When someone passes away, it is common to assume that you’ll need to go through a lengthy legal process to deal with their estate. This legal process is called probate – and while it can sometimes take a long time, in many situations, it can be avoided.
Here we’ll take a closer look at what probate is and whether or not you need to go through it. We’ll also see who is responsible for the probate process and whether you are legally bound to do it. Read on to find out more!
What is Probate?
If someone dies with assets, probate is the legal process that you need to go through to take control of those assets and distribute them. The person responsible for the probate process is usually their closest living relative.
The complexity of the probate process will depend on the complexity of the estate. If the deceased only had savings in a bank account, then it would be much simpler than if they had multiple properties, businesses and shares, for example.
It’s generally a three-step process which first involves valuing the estate and paying any tax due, applying for a grant of probate, and then distributing the estate.
When is Probate Required?
There is no exact rule on when probate will be required. If the deceased is the sole owner of a property, then it will most likely be required. If all they had were bank account savings, then it may not be.
Let’s look at when probate isn’t required:
If the deceased has no assets, then probate wouldn’t be required. Unless there was a will, any personal belongings would be the responsibility of their closest living relative, as detailed in the rules of intestacy.
If the assets were minimal, probate is probably not required. For savings, this is based on a financial institution’s own rules. For example, Nationwide doesn’t require you to have a grant of probate for accounts that contain less than £50,000. It’s a great idea to contact financial institutions first before applying for probate.
If you die, your assets will automatically transfer to your spouse or civil partner, unless they were jointly owned with someone else. This is commonly seen with properties. If you co-owned your property with your spouse, probate wouldn’t be required, unless there were other significant assets.
If the only assets in question were jointly held with another person, probate won’t be required. For example, if you co-owned shares with your friend, then they would become the sole owner.
Having a will or not doesn’t impact whether or not probate will be required. For example, the deceased was unmarried, with £100,000 in the bank, and had two children. Even if the will stated that the money should be divided equally between them, probate would still need to be applied for.
In the exact same scenario but with £10,000 in the bank, probate would almost certainly not be required, depending on the financial institution. Other assets, such as a vehicle, can be sold by the beneficiaries, without the use of probate.
Your first step should be to get a list of all the assets that the deceased had. Once you do, you’ll have a clear idea of whether or not probate will be required. If you’re unsure, it’s best to contact the relevant financial institution and check what their probate rules are.
Do I Have to Act If I Am Named as an Executor?
No, you are not required to do so. Whether there is a will or not, you are under no legal obligation to deal with the estate. The only exception is if you have already started to act. Here it may be deemed that you have “intermeddled” with the estate. Put simply, if you start dealing with the estate, you can’t stop.
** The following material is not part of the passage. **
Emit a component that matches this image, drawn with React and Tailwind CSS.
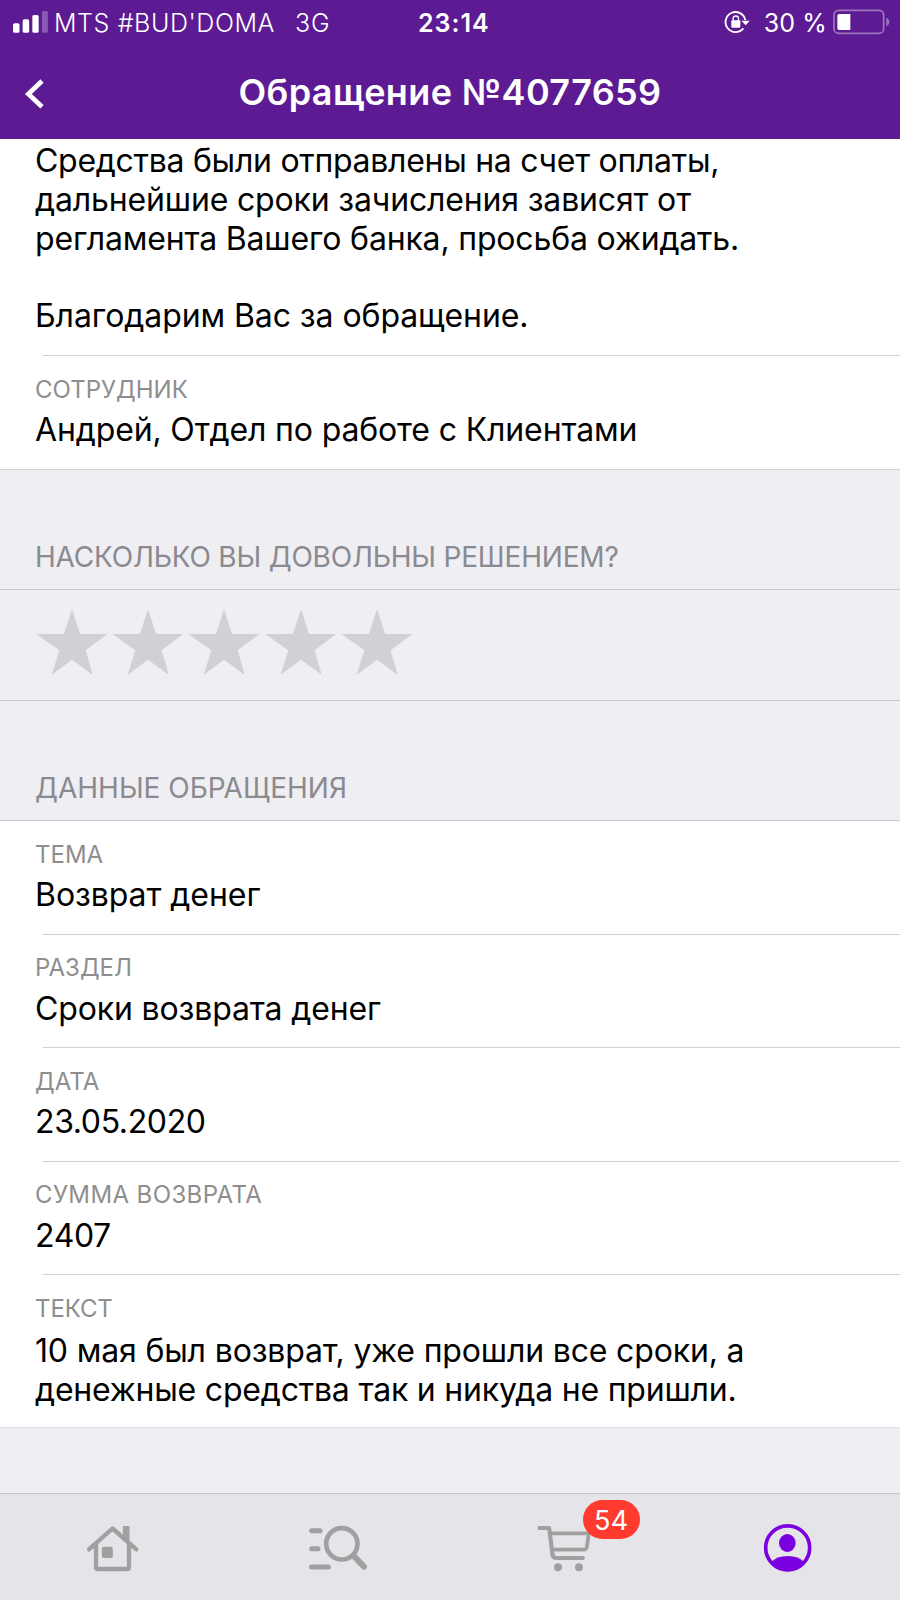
function SignalIcon() {
  return (
    <svg className="h-[22px] w-[35px]" viewBox="39 33 105 66" fill="#fff">
      <rect x="39" y="70" width="19.5" height="28.5" rx="5" />
      <rect x="68" y="58" width="19.5" height="40.5" rx="5" />
      <rect x="97" y="45" width="19" height="53.5" rx="5" />
      <rect x="126" y="33" width="17.5" height="65.5" rx="4" opacity="0.28" />
    </svg>
  );
}

function RotationLockIcon() {
  return (
    <svg className="h-[24px] w-[26px]" viewBox="823 30 78 72" fill="none">
      <path d="M887 60 A30 30 0 1 0 881 85" stroke="#fff" strokeWidth="5.5" />
      <path d="M875 62 H900 L888 76 Z" fill="#fff" />
      <rect x="845" y="61" width="27" height="22" rx="3" fill="#fff" />
      <path d="M850.5 62 V56 a8 8 0 0 1 16 0 V62" stroke="#fff" strokeWidth="4" />
    </svg>
  );
}

function BatteryIcon() {
  return (
    <svg className="h-[26px] w-[58px]" viewBox="1148 27 174 78" fill="none">
      <rect x="1151" y="31" width="149" height="69" rx="14" stroke="#fff" strokeOpacity="0.4" strokeWidth="5" />
      <path d="M1167 42 H1200 V90 H1167 Q1161 90 1161 84 V48 Q1161 42 1167 42 Z" fill="#fff" />
      <path d="M1308 53 Q1317 57 1317 66 Q1317 75 1308 79 Z" fill="#fff" fillOpacity="0.4" />
    </svg>
  );
}

function HomeIcon() {
  return (
    <svg className="h-[48px] w-[72px]" viewBox="51.5 132 216 144" fill="none" stroke="#a0a0a1" strokeWidth="13" strokeLinecap="round" strokeLinejoin="round">
      <path d="M87.5 208 L158 145.500 L229.500 208" />
      <path d="M108.5 194 V260 Q108.5 267 115 267 H201 Q207.5 267 207.5 260 V194" />
      <path d="M189 166 V141 Q189 138 192 138 H206 Q209 138 209 141 V186 Z" fill="#a0a0a1" stroke="none" />
      <rect x="126" y="200" width="33" height="34" rx="6" fill="#a0a0a1" stroke="none" />
    </svg>
  );
}

function SearchListIcon() {
  return (
    <svg className="h-[48px] w-[72px]" viewBox="727 132 216 144" fill="none" stroke="#a0a0a1" strokeLinecap="round">
      <circle cx="846.5" cy="191.5" r="47" strokeWidth="14" />
      <path d="M884 230 L913 260" strokeWidth="18" />
      <path d="M756 152.5 H781 M756 206.5 H775 M756 261 H806" strokeWidth="15" />
    </svg>
  );
}

function CartIcon() {
  return (
    <svg className="h-[48px] w-[72px]" viewBox="79.5 132 216 144" fill="none" stroke="#a0a0a1" strokeLinecap="round" strokeLinejoin="round">
      <path d="M117 144 H146 L156 224 Q157.5 234 168 234 H247" strokeWidth="12.5" />
      <path d="M150 160 H265 L259 201 Q257.5 209 249 209 H156" strokeWidth="11" />
      <circle cx="172.5" cy="262" r="12" fill="#a0a0a1" stroke="none" />
      <circle cx="235.5" cy="262" r="12" fill="#a0a0a1" stroke="none" />
    </svg>
  );
}

function ProfileIcon() {
  return (
    <svg className="h-[48px] w-[72px]" viewBox="756.5 132 216 144" fill="#7b00e0">
      <circle cx="863.5" cy="203.5" r="66" fill="none" stroke="#7b00e0" strokeWidth="11" />
      <ellipse cx="862.5" cy="189" rx="25" ry="27" />
      <path d="M815 246 Q830 228 863.5 228 Q897 228 912 246 Q893 274 863.5 274 Q834 274 815 246 Z" />
    </svg>
  );
}

function Star() {
  return (
    <svg className="h-[66px] w-[72px]" viewBox="109 267 216 198" fill="#d1d0d5">
      <path d="M217 267 L241 342 H323 L258 391 L279 464 L217 419 L156 464 L179 391 L110 342 H193 Z" />
    </svg>
  );
}

function Label({ children, className = "" }) {
  return <div className={`h-[30px] text-[24px] leading-[30px] text-[#8e8e8e] ${className}`}>{children}</div>;
}

function Field({ label, labelClass, children }) {
  return (
    <div className="flex h-[113.6px] flex-col">
      <div className="grow px-[35px] pt-[18.6px]">
        <Label className={labelClass}>{label}</Label>
        <div className="pt-[6.6px] text-[32px] leading-[38.8px] text-black">{children}</div>
      </div>
      <div className="ml-[43px] h-px bg-[#d1d1d4]" />
    </div>
  );
}

function SectionTitle({ children }) {
  return (
    <div className="flex h-[120px] items-end border-b border-[#c9c8cd] px-[35px] pb-[15px] text-[28px] leading-[34px] text-[#8a8a8f]">
      {children}
    </div>
  );
}

export default function App() {
  return (
    <div className="flex h-[1600px] w-[900px] flex-col overflow-hidden whitespace-nowrap bg-[#efeef3] font-['Inter',sans-serif]">
      <header className="h-[139px] shrink-0 bg-[#5c1b93] text-white">
        <div className="flex h-[46px] pt-2 text-[25px] leading-[30px]">
          <div className="flex w-[418px] pl-[13px]">
            <div className="pt-[3px]">
              <SignalIcon />
            </div>
            <span className="ml-[6px] font-[350] tracking-[0.6px]">MTS #BUD'DOMA</span>
            <span className="ml-[20px] font-[350] tracking-[0.8px]">3G</span>
          </div>
          <span className="font-semibold tracking-[1px]">23:14</span>
          <div className="flex grow justify-end pr-[9px]">
            <div className="mr-[14px] pt-[2px]">
              <RotationLockIcon />
            </div>
            <span className="tracking-[0.1px]">30 %</span>
            <div className="ml-[6px] pt-[1px]">
              <BatteryIcon />
            </div>
          </div>
        </div>
        <div className="grid h-[91px] grid-cols-[60px_1fr_60px] items-center">
          <svg className="ml-[24px] mt-[5px] h-[30px] w-[22px]" viewBox="72 239 66 90" fill="none">
            <path d="M126 245 L85 284 L126 322" stroke="#fff" strokeWidth="14" />
          </svg>
          <h1 className="text-center text-[36px] font-semibold leading-[44px] tracking-[0.35px]">Обращение №4077659</h1>
        </div>
      </header>

      <main className="h-[1354px] shrink-0">
        <section className="border-b border-[#d0d0d3] bg-white">
          <div className="h-[216px] px-[35px] pt-[3px] text-[32px] leading-[38.8px] text-black">
            <p className="tracking-[-0.28px]">Средства были отправлены на счет оплаты,</p>
            <p className="tracking-[-0.16px]">дальнейшие сроки зачисления зависят от</p>
            <p className="tracking-[-0.17px]">регламента Вашего банка, просьба ожидать.</p>
            <p>&nbsp;</p>
            <p className="tracking-[-0.08px]">Благодарим Вас за обращение.</p>
          </div>
          <div className="ml-[43px] h-px bg-[#d1d1d4]" />
          <div className="h-[113px] px-[35px] pt-[18.6px]">
            <Label>СОТРУДНИК</Label>
            <p className="pt-[6.6px] text-[32px] leading-[38.8px] tracking-[-0.14px] text-black">Андрей, Отдел по работе с Клиентами</p>
          </div>
        </section>

        <section>
          <SectionTitle>
            <span className="tracking-[-0.19px]">НАСКОЛЬКО ВЫ ДОВОЛЬНЫ РЕШЕНИЕМ?</span>
          </SectionTitle>
          <div className="flex h-[111px] gap-[4.1px] border-b border-[#c9c8cd] pl-[36.3px] pt-[19.3px]">
            <Star />
            <Star />
            <Star />
            <Star />
            <Star />
          </div>
        </section>

        <section>
          <SectionTitle>
            <span>ДАННЫЕ ОБРАЩЕНИЯ</span>
          </SectionTitle>
          <div className="bg-white">
            <Field label="ТЕМА">
              <span className="tracking-[-0.06px]">Возврат денег</span>
            </Field>
            <Field label="РАЗДЕЛ">
              <span className="tracking-[-0.14px]">Сроки возврата денег</span>
            </Field>
            <Field label="ДАТА">
              <span className="tracking-[-0.38px]">23.05.2020</span>
            </Field>
            <Field label="СУММА ВОЗВРАТА" labelClass="tracking-[0.38px]">
              <span className="tracking-[-0.38px]">2407</span>
            </Field>
            <div className="h-[152.4px] border-b border-[#e0e0e3] px-[35px] pt-[19px]">
              <Label className="tracking-[-0.1px]">ТЕКСТ</Label>
              <div className="pt-[7.4px] text-[32px] leading-[38.8px] text-black">
                <p className="tracking-[-0.16px]">10 мая был возврат, уже прошли все сроки, а</p>
                <p className="tracking-[-0.2px]">денежные средства так и никуда не пришли.</p>
              </div>
            </div>
          </div>
        </section>
      </main>

      <nav className="grid h-[107px] shrink-0 grid-cols-4 justify-items-center border-t border-[#c3c3c7] bg-[#e5e4e9] pt-[30px]">
        <HomeIcon />
        <SearchListIcon />
        <div className="relative h-[48px]">
          <CartIcon />
          <span className="absolute left-[56px] top-[-24px] flex h-[39px] w-[57.5px] items-center justify-center rounded-full bg-[#ff3b30] pt-[2px] text-[27px] leading-[37px] tracking-[0.3px] text-white">
            54
          </span>
        </div>
        <ProfileIcon />
      </nav>
    </div>
  );
}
There are many reasons for not wanting to act as an executor, and you shouldn’t feel guilty about doing so. Your grief may be consuming you, the process can be confusing, or perhaps you didn’t end on good terms with the deceased.
You have a few different options at this point. Perhaps the easiest is letting a family member deal with the estate in your name. For example, you have a child that can help you through the process and help you complete the paperwork.
The legal route is to renounce your right to administer the estate. You can also officially appoint someone else to do it on your behalf. It’s vital to note that this does not affect you being a beneficiary of the will. There is no financial incentive or penalty for acting as an executor or not.
Finally, you can get legal help. Here, you remain the executor but use a solicitor to guide you through the process. You’ll pay the legal costs, but you have the huge advantage of someone else doing the burdensome work.